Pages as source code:

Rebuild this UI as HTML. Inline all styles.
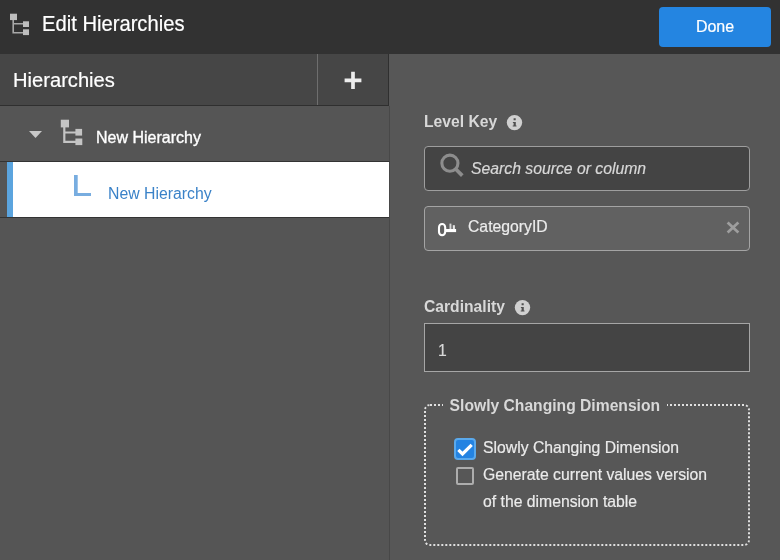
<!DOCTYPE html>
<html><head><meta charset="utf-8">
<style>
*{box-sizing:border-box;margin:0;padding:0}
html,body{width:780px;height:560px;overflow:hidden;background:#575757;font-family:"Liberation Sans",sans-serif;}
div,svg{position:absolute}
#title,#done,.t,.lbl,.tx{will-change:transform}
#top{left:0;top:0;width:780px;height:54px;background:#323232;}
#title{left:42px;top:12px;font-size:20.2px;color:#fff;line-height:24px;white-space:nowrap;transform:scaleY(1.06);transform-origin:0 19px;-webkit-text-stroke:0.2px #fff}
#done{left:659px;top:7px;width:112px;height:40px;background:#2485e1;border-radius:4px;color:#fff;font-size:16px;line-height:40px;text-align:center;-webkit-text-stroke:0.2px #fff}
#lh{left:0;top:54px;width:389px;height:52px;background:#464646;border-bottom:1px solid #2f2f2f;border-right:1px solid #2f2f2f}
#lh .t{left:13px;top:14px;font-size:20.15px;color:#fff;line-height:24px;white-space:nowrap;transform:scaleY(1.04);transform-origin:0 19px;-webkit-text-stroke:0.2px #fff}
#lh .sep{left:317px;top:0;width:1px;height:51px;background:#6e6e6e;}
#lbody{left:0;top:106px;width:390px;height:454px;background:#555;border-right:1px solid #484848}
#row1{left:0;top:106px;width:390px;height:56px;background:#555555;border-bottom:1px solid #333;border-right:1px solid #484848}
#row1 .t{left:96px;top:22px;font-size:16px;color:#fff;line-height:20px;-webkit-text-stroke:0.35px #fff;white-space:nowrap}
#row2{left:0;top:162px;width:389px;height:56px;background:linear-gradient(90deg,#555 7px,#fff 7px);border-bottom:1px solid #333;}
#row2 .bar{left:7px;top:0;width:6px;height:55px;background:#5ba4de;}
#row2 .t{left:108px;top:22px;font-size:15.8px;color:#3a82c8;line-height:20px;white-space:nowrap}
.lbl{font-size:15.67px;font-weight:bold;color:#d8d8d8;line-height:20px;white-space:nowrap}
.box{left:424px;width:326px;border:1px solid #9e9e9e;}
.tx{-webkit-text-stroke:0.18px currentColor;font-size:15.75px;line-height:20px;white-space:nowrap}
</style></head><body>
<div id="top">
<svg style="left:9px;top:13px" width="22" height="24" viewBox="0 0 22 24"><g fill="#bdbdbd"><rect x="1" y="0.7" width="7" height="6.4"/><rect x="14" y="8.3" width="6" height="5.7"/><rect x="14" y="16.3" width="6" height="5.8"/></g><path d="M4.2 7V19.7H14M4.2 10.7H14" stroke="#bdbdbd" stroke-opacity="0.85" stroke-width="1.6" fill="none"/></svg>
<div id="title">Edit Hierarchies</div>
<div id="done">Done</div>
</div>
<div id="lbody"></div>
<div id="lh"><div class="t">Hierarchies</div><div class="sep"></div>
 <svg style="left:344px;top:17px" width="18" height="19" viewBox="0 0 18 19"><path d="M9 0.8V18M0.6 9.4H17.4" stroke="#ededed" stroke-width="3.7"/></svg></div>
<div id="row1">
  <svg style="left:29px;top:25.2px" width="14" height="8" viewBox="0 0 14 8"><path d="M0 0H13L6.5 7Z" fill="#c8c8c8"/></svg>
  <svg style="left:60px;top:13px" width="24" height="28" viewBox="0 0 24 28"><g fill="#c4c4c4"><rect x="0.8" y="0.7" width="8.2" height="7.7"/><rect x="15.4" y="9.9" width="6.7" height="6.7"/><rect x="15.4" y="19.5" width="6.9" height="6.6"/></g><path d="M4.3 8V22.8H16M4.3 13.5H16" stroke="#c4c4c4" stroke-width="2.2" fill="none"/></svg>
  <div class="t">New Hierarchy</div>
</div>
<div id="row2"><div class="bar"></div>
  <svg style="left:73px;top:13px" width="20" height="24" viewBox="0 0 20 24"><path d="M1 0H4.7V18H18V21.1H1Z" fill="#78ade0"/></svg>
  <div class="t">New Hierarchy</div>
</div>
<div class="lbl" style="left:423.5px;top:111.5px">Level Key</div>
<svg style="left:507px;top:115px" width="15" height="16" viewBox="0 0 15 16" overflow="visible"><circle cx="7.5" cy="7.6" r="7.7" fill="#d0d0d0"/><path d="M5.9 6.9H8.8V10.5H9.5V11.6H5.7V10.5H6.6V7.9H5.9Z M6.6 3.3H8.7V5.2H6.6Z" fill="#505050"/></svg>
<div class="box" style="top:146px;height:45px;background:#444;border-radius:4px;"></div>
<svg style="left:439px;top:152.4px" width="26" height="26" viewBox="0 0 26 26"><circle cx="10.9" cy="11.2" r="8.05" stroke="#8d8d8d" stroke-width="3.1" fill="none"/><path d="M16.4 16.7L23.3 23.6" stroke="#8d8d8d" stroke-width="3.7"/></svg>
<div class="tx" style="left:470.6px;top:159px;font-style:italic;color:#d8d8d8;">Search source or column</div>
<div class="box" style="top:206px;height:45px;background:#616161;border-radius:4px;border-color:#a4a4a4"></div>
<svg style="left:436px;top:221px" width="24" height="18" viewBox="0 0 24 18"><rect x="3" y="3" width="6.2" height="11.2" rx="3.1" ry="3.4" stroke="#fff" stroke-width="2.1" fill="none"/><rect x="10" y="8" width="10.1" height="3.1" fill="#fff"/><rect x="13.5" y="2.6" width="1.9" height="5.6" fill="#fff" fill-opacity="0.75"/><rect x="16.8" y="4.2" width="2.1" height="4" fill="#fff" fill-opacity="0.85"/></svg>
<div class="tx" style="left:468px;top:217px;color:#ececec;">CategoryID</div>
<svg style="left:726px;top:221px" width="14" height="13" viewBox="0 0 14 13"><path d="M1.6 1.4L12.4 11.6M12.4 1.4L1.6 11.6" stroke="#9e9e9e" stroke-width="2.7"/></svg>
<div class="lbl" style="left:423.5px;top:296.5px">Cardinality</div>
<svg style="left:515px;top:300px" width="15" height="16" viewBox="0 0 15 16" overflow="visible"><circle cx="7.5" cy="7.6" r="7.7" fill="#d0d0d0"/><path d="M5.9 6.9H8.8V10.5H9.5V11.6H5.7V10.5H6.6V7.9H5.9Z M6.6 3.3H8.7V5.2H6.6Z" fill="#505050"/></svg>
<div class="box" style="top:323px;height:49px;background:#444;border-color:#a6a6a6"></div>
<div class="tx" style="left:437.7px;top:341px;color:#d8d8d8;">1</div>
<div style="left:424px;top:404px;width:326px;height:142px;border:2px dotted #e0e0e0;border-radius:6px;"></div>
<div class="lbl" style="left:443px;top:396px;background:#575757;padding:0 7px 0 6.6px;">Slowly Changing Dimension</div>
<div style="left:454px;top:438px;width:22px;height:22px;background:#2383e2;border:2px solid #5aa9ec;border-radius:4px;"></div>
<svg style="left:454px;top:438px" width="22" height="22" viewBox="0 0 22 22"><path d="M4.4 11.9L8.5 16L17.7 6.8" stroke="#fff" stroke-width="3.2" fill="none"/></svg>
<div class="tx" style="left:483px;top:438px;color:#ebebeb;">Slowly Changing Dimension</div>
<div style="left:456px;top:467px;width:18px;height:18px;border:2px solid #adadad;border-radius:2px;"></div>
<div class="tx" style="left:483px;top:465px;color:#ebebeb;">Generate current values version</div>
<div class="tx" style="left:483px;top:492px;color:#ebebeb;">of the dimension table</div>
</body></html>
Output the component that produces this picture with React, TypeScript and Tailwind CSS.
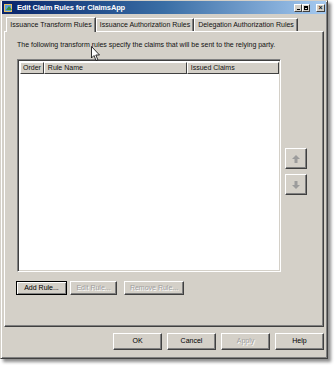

> Set problem: Keep the pictures out of your copy, and repeat every entry above exactly.

> Task output:
Rebuild this UI as HTML. Inline all styles.
<!DOCTYPE html>
<html><head><meta charset="utf-8">
<style>
*{box-sizing:border-box;margin:0;padding:0}
html,body{width:780px;height:560px;overflow:hidden;background:#575757;font-family:"Liberation Sans",sans-serif;}
div,svg{position:absolute}
#title,#done,.t,.lbl,.tx{will-change:transform}
#top{left:0;top:0;width:780px;height:54px;background:#323232;}
#title{left:42px;top:12px;font-size:20.2px;color:#fff;line-height:24px;white-space:nowrap;transform:scaleY(1.06);transform-origin:0 19px;-webkit-text-stroke:0.2px #fff}
#done{left:659px;top:7px;width:112px;height:40px;background:#2485e1;border-radius:4px;color:#fff;font-size:16px;line-height:40px;text-align:center;-webkit-text-stroke:0.2px #fff}
#lh{left:0;top:54px;width:389px;height:52px;background:#464646;border-bottom:1px solid #2f2f2f;border-right:1px solid #2f2f2f}
#lh .t{left:13px;top:14px;font-size:20.15px;color:#fff;line-height:24px;white-space:nowrap;transform:scaleY(1.04);transform-origin:0 19px;-webkit-text-stroke:0.2px #fff}
#lh .sep{left:317px;top:0;width:1px;height:51px;background:#6e6e6e;}
#lbody{left:0;top:106px;width:390px;height:454px;background:#555;border-right:1px solid #484848}
#row1{left:0;top:106px;width:390px;height:56px;background:#555555;border-bottom:1px solid #333;border-right:1px solid #484848}
#row1 .t{left:96px;top:22px;font-size:16px;color:#fff;line-height:20px;-webkit-text-stroke:0.35px #fff;white-space:nowrap}
#row2{left:0;top:162px;width:389px;height:56px;background:linear-gradient(90deg,#555 7px,#fff 7px);border-bottom:1px solid #333;}
#row2 .bar{left:7px;top:0;width:6px;height:55px;background:#5ba4de;}
#row2 .t{left:108px;top:22px;font-size:15.8px;color:#3a82c8;line-height:20px;white-space:nowrap}
.lbl{font-size:15.67px;font-weight:bold;color:#d8d8d8;line-height:20px;white-space:nowrap}
.box{left:424px;width:326px;border:1px solid #9e9e9e;}
.tx{-webkit-text-stroke:0.18px currentColor;font-size:15.75px;line-height:20px;white-space:nowrap}
</style></head><body>
<div id="top">
<svg style="left:9px;top:13px" width="22" height="24" viewBox="0 0 22 24"><g fill="#bdbdbd"><rect x="1" y="0.7" width="7" height="6.4"/><rect x="14" y="8.3" width="6" height="5.7"/><rect x="14" y="16.3" width="6" height="5.8"/></g><path d="M4.2 7V19.7H14M4.2 10.7H14" stroke="#bdbdbd" stroke-opacity="0.85" stroke-width="1.6" fill="none"/></svg>
<div id="title">Edit Hierarchies</div>
<div id="done">Done</div>
</div>
<div id="lbody"></div>
<div id="lh"><div class="t">Hierarchies</div><div class="sep"></div>
 <svg style="left:344px;top:17px" width="18" height="19" viewBox="0 0 18 19"><path d="M9 0.8V18M0.6 9.4H17.4" stroke="#ededed" stroke-width="3.7"/></svg></div>
<div id="row1">
  <svg style="left:29px;top:25.2px" width="14" height="8" viewBox="0 0 14 8"><path d="M0 0H13L6.5 7Z" fill="#c8c8c8"/></svg>
  <svg style="left:60px;top:13px" width="24" height="28" viewBox="0 0 24 28"><g fill="#c4c4c4"><rect x="0.8" y="0.7" width="8.2" height="7.7"/><rect x="15.4" y="9.9" width="6.7" height="6.7"/><rect x="15.4" y="19.5" width="6.9" height="6.6"/></g><path d="M4.3 8V22.8H16M4.3 13.5H16" stroke="#c4c4c4" stroke-width="2.2" fill="none"/></svg>
  <div class="t">New Hierarchy</div>
</div>
<div id="row2"><div class="bar"></div>
  <svg style="left:73px;top:13px" width="20" height="24" viewBox="0 0 20 24"><path d="M1 0H4.7V18H18V21.1H1Z" fill="#78ade0"/></svg>
  <div class="t">New Hierarchy</div>
</div>
<div class="lbl" style="left:423.5px;top:111.5px">Level Key</div>
<svg style="left:507px;top:115px" width="15" height="16" viewBox="0 0 15 16" overflow="visible"><circle cx="7.5" cy="7.6" r="7.7" fill="#d0d0d0"/><path d="M5.9 6.9H8.8V10.5H9.5V11.6H5.7V10.5H6.6V7.9H5.9Z M6.6 3.3H8.7V5.2H6.6Z" fill="#505050"/></svg>
<div class="box" style="top:146px;height:45px;background:#444;border-radius:4px;"></div>
<svg style="left:439px;top:152.4px" width="26" height="26" viewBox="0 0 26 26"><circle cx="10.9" cy="11.2" r="8.05" stroke="#8d8d8d" stroke-width="3.1" fill="none"/><path d="M16.4 16.7L23.3 23.6" stroke="#8d8d8d" stroke-width="3.7"/></svg>
<div class="tx" style="left:470.6px;top:159px;font-style:italic;color:#d8d8d8;">Search source or column</div>
<div class="box" style="top:206px;height:45px;background:#616161;border-radius:4px;border-color:#a4a4a4"></div>
<svg style="left:436px;top:221px" width="24" height="18" viewBox="0 0 24 18"><rect x="3" y="3" width="6.2" height="11.2" rx="3.1" ry="3.4" stroke="#fff" stroke-width="2.1" fill="none"/><rect x="10" y="8" width="10.1" height="3.1" fill="#fff"/><rect x="13.5" y="2.6" width="1.9" height="5.6" fill="#fff" fill-opacity="0.75"/><rect x="16.8" y="4.2" width="2.1" height="4" fill="#fff" fill-opacity="0.85"/></svg>
<div class="tx" style="left:468px;top:217px;color:#ececec;">CategoryID</div>
<svg style="left:726px;top:221px" width="14" height="13" viewBox="0 0 14 13"><path d="M1.6 1.4L12.4 11.6M12.4 1.4L1.6 11.6" stroke="#9e9e9e" stroke-width="2.7"/></svg>
<div class="lbl" style="left:423.5px;top:296.5px">Cardinality</div>
<svg style="left:515px;top:300px" width="15" height="16" viewBox="0 0 15 16" overflow="visible"><circle cx="7.5" cy="7.6" r="7.7" fill="#d0d0d0"/><path d="M5.9 6.9H8.8V10.5H9.5V11.6H5.7V10.5H6.6V7.9H5.9Z M6.6 3.3H8.7V5.2H6.6Z" fill="#505050"/></svg>
<div class="box" style="top:323px;height:49px;background:#444;border-color:#a6a6a6"></div>
<div class="tx" style="left:437.7px;top:341px;color:#d8d8d8;">1</div>
<div style="left:424px;top:404px;width:326px;height:142px;border:2px dotted #e0e0e0;border-radius:6px;"></div>
<div class="lbl" style="left:443px;top:396px;background:#575757;padding:0 7px 0 6.6px;">Slowly Changing Dimension</div>
<div style="left:454px;top:438px;width:22px;height:22px;background:#2383e2;border:2px solid #5aa9ec;border-radius:4px;"></div>
<svg style="left:454px;top:438px" width="22" height="22" viewBox="0 0 22 22"><path d="M4.4 11.9L8.5 16L17.7 6.8" stroke="#fff" stroke-width="3.2" fill="none"/></svg>
<div class="tx" style="left:483px;top:438px;color:#ebebeb;">Slowly Changing Dimension</div>
<div style="left:456px;top:467px;width:18px;height:18px;border:2px solid #adadad;border-radius:2px;"></div>
<div class="tx" style="left:483px;top:465px;color:#ebebeb;">Generate current values version</div>
<div class="tx" style="left:483px;top:492px;color:#ebebeb;">of the dimension table</div>
</body></html>
Output the component that produces this picture with React, TypeScript and Tailwind CSS.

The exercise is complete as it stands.